During a resection, it is necessary to remove all diseased parts of the colon. After the damaged section is removed, the two remaining ends of healthy colon must then be reconnected. This aspect of the colon resection is referred to as end-to-end anastomosis.

In some cases, the extent of damage to the colon is so severe an end-to-end anastomosis is not a viable option. Sometimes, the location of the diseased area may prevent two useable parts of the colon from being available. In these cases, a colostomy may be necessary. A temporary colostomy may also be performed in order to give the colon time to heal, and later the surgeon will perform the anastomosis procedure.

Comparing an Open Colon Resection to the Laparoscopic Resection

When it comes to a resection, the surgeon may perform either open surgery or laparoscopic surgery. Open surgery is the most common method for performing a colon resection. With this procedure, the surgeon performs the resection while the patient is under general anesthesia. The abdomen is then cleansed with antiseptic and a catheter is usually inserted into the bladder. This way, the medical staff can monitor the patient’s urine output and ensure he or she is well hydrated.

After rendering the patient unconscious with anesthesia an incision is made to allow access to the diseased section of the colon. The surgeon seals the colon on either side of the diseased section and then removes it. The surgeon either staples or sutures the severed ends together. The entire procedure usually takes at least three hours, though times may vary if complications arise.

The laparoscopic resection procedure is newer and is growing in popularity. With this method, incisions are made for inserting the laparoscope, which is a tiny, telescopic video camera. The necessary cutting instruments are also inserted via this conduit for cutting away the diseased section of the colon.

The laparoscopic colon resection procedure has a number of advantages over open resection surgery. First, the procedure usually takes only two to three hours. Additionally, the colon returns to normal functioning in less time, it requires a shorter hospital stay, patients usually experience less pain, and it results in a smaller scar.

Effects of the Resection

Following an open resection, most patients remain in the hospital about five to seven days following the surgery. After the laparoscopic resection, the hospital stay is usually about three to five days. In either case, most patients prefer to have someone drive them home after discharge as some pain and discomfort may still persist.

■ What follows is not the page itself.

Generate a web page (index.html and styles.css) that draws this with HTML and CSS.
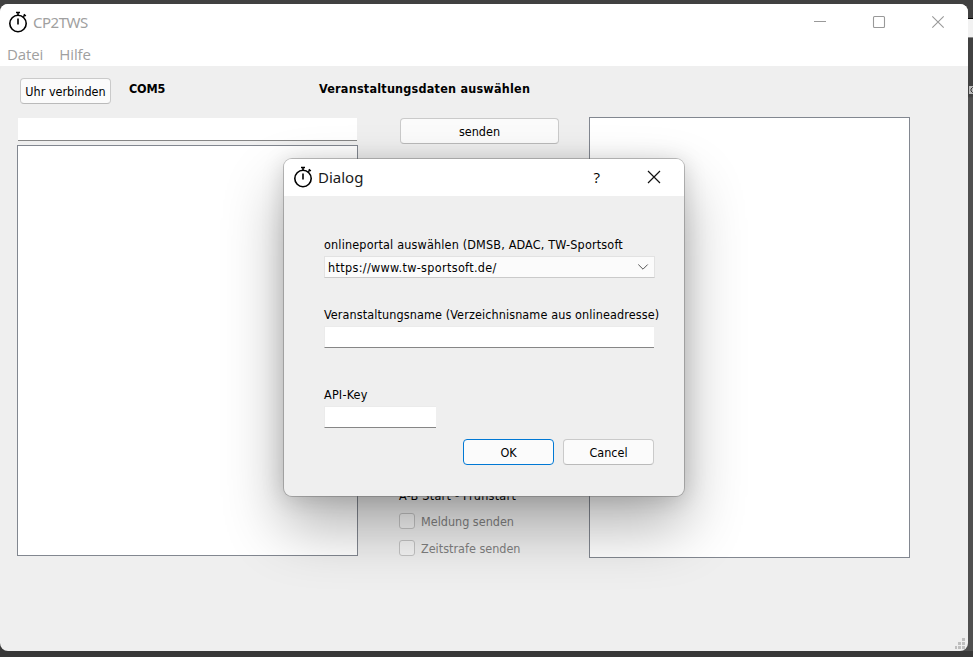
FILE: index.html
```html
<!DOCTYPE html>
<html lang="de">
<head>
<meta charset="utf-8">
<title>CP2TWS</title>
<link rel="stylesheet" href="styles.css">
</head>
<body>
<div class="desktop">
  <div class="behind"><span class="behind-title"></span><svg class="behind-mark" width="6" height="8" viewBox="0 0 6 8"><path d="M6 1.500H3.500L2 3v2l1.500 1.500H6M6 4H4"/></svg></div>
  <main class="window">
    <header class="titlebar">
      <svg class="watch" viewBox="0 0 20 22" width="20" height="22"><circle cx="10" cy="12.5" r="8.2"/><path d="M8 1.5h4M10 2v3M10 7.500v6M15.2 5.700l1.500-1.500M15.800 3.300l2 1.700"/></svg>
      <h1 class="app-name">CP2TWS</h1>
      <div class="controls">
        <svg width="14" height="14" viewBox="0 0 14 14"><path d="M1 6.5h12"/></svg>
        <svg width="14" height="14" viewBox="0 0 14 14"><rect x="1.5" y="1.5" width="11" height="11" rx="1"/></svg>
        <svg width="14" height="14" viewBox="0 0 14 14"><path d="M1.3 1.3l11.4 11.4M12.7 1.3L1.3 12.7"/></svg>
      </div>
    </header>
    <nav class="menu"><span class="m-datei">Datei</span><span class="m-hilfe">Hilfe</span></nav>
    <div class="topline">
      <button class="btn connect">Uhr verbinden</button>
      <b class="port">COM5</b>
      <b class="event">Veranstaltungsdaten auswählen</b>
    </div>
    <div class="columns">
      <section class="left"><div class="edit"></div><div class="log"></div></section>
      <section class="middle">
        <button class="btn send">senden</button>
        <div class="options">
          <span class="group">A-B Start - Frühstart</span>
          <label class="check"><i></i><span class="t-meldung">Meldung senden</span></label>
          <label class="check"><i></i><span class="t-zeit">Zeitstrafe senden</span></label>
        </div>
      </section>
      <section class="right"></section>
    </div>
    <svg class="grip" width="10" height="11" viewBox="0 0 10 11"><path d="M7 0h3v3h-3zM3 4h3v3h-3zM7 4h3v3h-3zM0 8h2v3h-2zM3 8h3v3h-3zM7 8h3v3h-3z"/></svg>
  </main>
  <div class="dialog" role="dialog">
    <header class="dialog-title">
      <svg class="watch" viewBox="0 0 20 22" width="20" height="22"><circle cx="10" cy="12.5" r="8.2"/><path d="M8 1.5h4M10 2v3M10 7.500v6M15.2 5.700l1.500-1.500M15.800 3.300l2 1.700"/></svg>
      <h2 class="dialog-name">Dialog</h2>
      <span class="help">?</span>
      <svg class="close" width="14" height="14" viewBox="0 0 14 14"><path d="M1 1l12 12M13 1L1 13"/></svg>
    </header>
    <div class="form">
      <span class="label l-portal">onlineportal auswählen (DMSB, ADAC, TW-Sportsoft</span>
      <div class="combo"><span class="url">https://www.tw-sportsoft.de/</span><svg width="12" height="8" viewBox="0 0 12 8"><path d="M1.300 1.500L6 6.200l4.700-4.700"/></svg></div>
      <span class="label l-name">Veranstaltungsname (Verzeichnisname aus onlineadresse)</span>
      <div class="field"></div>
      <span class="label l-key">API-Key</span>
      <div class="field short"></div>
      <div class="actions"><button class="btn ok">OK</button><button class="btn cancel">Cancel</button></div>
    </div>
  </div>
</div>
</body>
</html>
```
FILE: styles.css
```css
* { box-sizing: border-box; }
body { margin: 0; font: 12.5px/16px "DejaVu Sans Condensed", "DejaVu Sans", sans-serif; font-stretch: condensed; color: #000; }
span, b, h1, h2, button { white-space: nowrap; }
.desktop { position: relative; width: 973px; height: 657px; padding-top: 4px; overflow: hidden; background: linear-gradient(#414141, #4d4d4d 50%, #383838 99%); }
.behind { position: absolute; right: 0; top: 0; width: 12px; height: 651px; background: linear-gradient(#414141, #414141 96px, #505050 98px, #505050); }
.behind-title { display: block; height: 20px; margin-top: 18px; background: #f2f2f2; border-top: 1px solid #000; border-bottom: 1px solid #888; }
.behind-mark { display: block; margin: 48px 0 0 8px; background: #bbb; fill: none; stroke: #333; }
.window { position: relative; width: 968px; height: 647px; background: #efefef; border-radius: 8px; overflow: hidden; }
.titlebar { display: flex; height: 36px; background: #fff; padding: 7px 23px 0 8px; }
.watch { flex: none; fill: none; stroke: #000; stroke-width: 1.6; }
.app-name, .dialog-name { margin: 0 0 0 5px; font: 15px/23px "Noto Sans", sans-serif; }
.dialog-name { color: #1a1a1a; }
.app-name { color: #a0a0a0; letter-spacing: -.5px; }
.controls { display: flex; gap: 45px; margin: 4px 0 0 auto; }
.controls svg { fill: none; stroke: #999; stroke-width: 1.1; }
.menu { display: flex; gap: 16px; height: 26px; padding: 3px 0 0 7px; background: #fff; color: #a0a0a0; font: 15px/22px "Open Sans", sans-serif; letter-spacing: -.1px; }
.topline { display: flex; height: 51px; padding: 12px 0 0 20px; }
.btn { height: 26px; padding: 1px 0 0; background: #fbfbfb; border: 1px solid #cacaca; border-bottom-color: #bababa; border-radius: 4px; font: inherit; color: #000; text-align: center; }
.connect { width: 91px; }
.port { margin-left: 18px; line-height: 22px; width: 190px; letter-spacing: -.2px; }
.event { line-height: 22px; letter-spacing: .22px; }
.columns { display: flex; padding-left: 17px; }
.left { width: 341px; padding-top: 1px; }
.edit { height: 23px; margin: 0 1px 4px; background: #fff; border-bottom: 1px solid #868686; }
.log { height: 411px; background: #fff; border: 1px solid #828790; }
.middle { display: flex; flex-direction: column; justify-content: space-between; width: 160px; height: 441px; margin: 0 30px 0 41px; padding: 1px 0 1px; }
.send { width: 159px; margin-left: 1px; }
.options { display: flex; flex-direction: column; height: 69px; }
.group { height: 16px; margin-bottom: 9px; letter-spacing: .26px; }
.check { display: flex; align-items: center; height: 16px; margin-bottom: 11px; color: #808080; }
.check i { width: 16px; height: 16px; margin-right: 6px; background: #f5f5f5; border: 1px solid #c4c4c4; border-radius: 3px; }
.check span { padding-top: 1px; }
.right { width: 321px; height: 441px; background: #fff; border: 1px solid #828790; }
.grip { position: absolute; right: 3px; bottom: 2px; fill: #bfbfbf; }
.dialog { position: absolute; left: 283px; top: 158px; width: 402px; height: 339px; background: #efefef; background-clip: padding-box; border: 1px solid rgba(100,100,100,.4); border-radius: 9px; overflow: hidden; box-shadow: 0 30px 60px rgba(0,0,0,.3), 0 2px 22px rgba(0,0,0,.15); }
.dialog-title { display: flex; height: 37px; padding: 7px 23px 0 9px; background: #fff; }
.help { margin: 0 47px 0 auto; font: 15px/22px "Open Sans", sans-serif; }
.close { margin-top: 4px; fill: none; stroke: #111; stroke-width: 1.2; }
.form { display: flex; flex-direction: column; padding: 41px 24px 0 40px; }
.label { height: 16px; }
.l-portal { letter-spacing: .17px; }
.l-name { letter-spacing: .11px; }
.l-key { letter-spacing: .2px; }
.url { padding-top: 2px; letter-spacing: .34px; }
.combo { display: flex; align-items: center; justify-content: space-between; width: 331px; height: 22px; margin: 3px 0 29px; padding: 0 5px 0 3px; background: #fbfbfb; border: 1px solid #e2e2e2; border-bottom-color: #cacaca; }
.combo svg { fill: none; stroke: #555; stroke-width: 1; }
.field { width: 330px; height: 22px; margin: 3px 0 39px; background: #fff; border-bottom: 1px solid #868686; border-top: 1px solid #ebebeb; border-left: 1px solid #ebebeb; }
.short { width: 112px; margin-bottom: 11px; }
.actions { display: flex; gap: 9px; margin-left: 139px; }
.ok, .cancel { width: 91px; }
.ok { border-color: #0078d4; }
```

As with any surgery, a colon resection involves some measure of risk including: infection, bleeding, or complications related to anesthesia.  In addition, damage may occur to nearby organs. These organs typically include the spleen, the ureter, and the bowel.

Following surgery, patients should be alert for and should report to the doctor if experiencing any of the following symptoms:

  • Drainage from the incision
  • Fever
  • Pain that worsens
  • Redness or swelling in the area around the incision
  • Unusual warmth in the area around the incision

Regardless of the colon resection procedure used, patients will likely experience scarring.  If it is performed laparoscopically, the scars will be small and may not even be noticeable. With open surgery, however, the scar will be much larger.

Some patients can return to work within a few weeks following resection surgery. Other people prefer to wait longer. In either case, heavy lifting should be avoided for six to eight weeks after open surgery.  Many patients return to their normal daily activities, such as walking up stairs, driving, showering, and light lifting within a couple of weeks.  The amount of time it takes to return to these activities depends on the patient and his or her level of comfort. Be sure to consult with a qualified physician specializing in resection procedures before deciding upon either of these methods. As always, don’t be afraid to seek a second opinion before committing to any course of action involving surgery.1

1 Although the medical profession states drugs and/or surgery are the only options for this condition, the Editors of this website believe effective natural methods such as eating only organic foods, taking all-natural health supplements, and improving lifestyle habits can help you alleviate symptoms and achieve optimal health.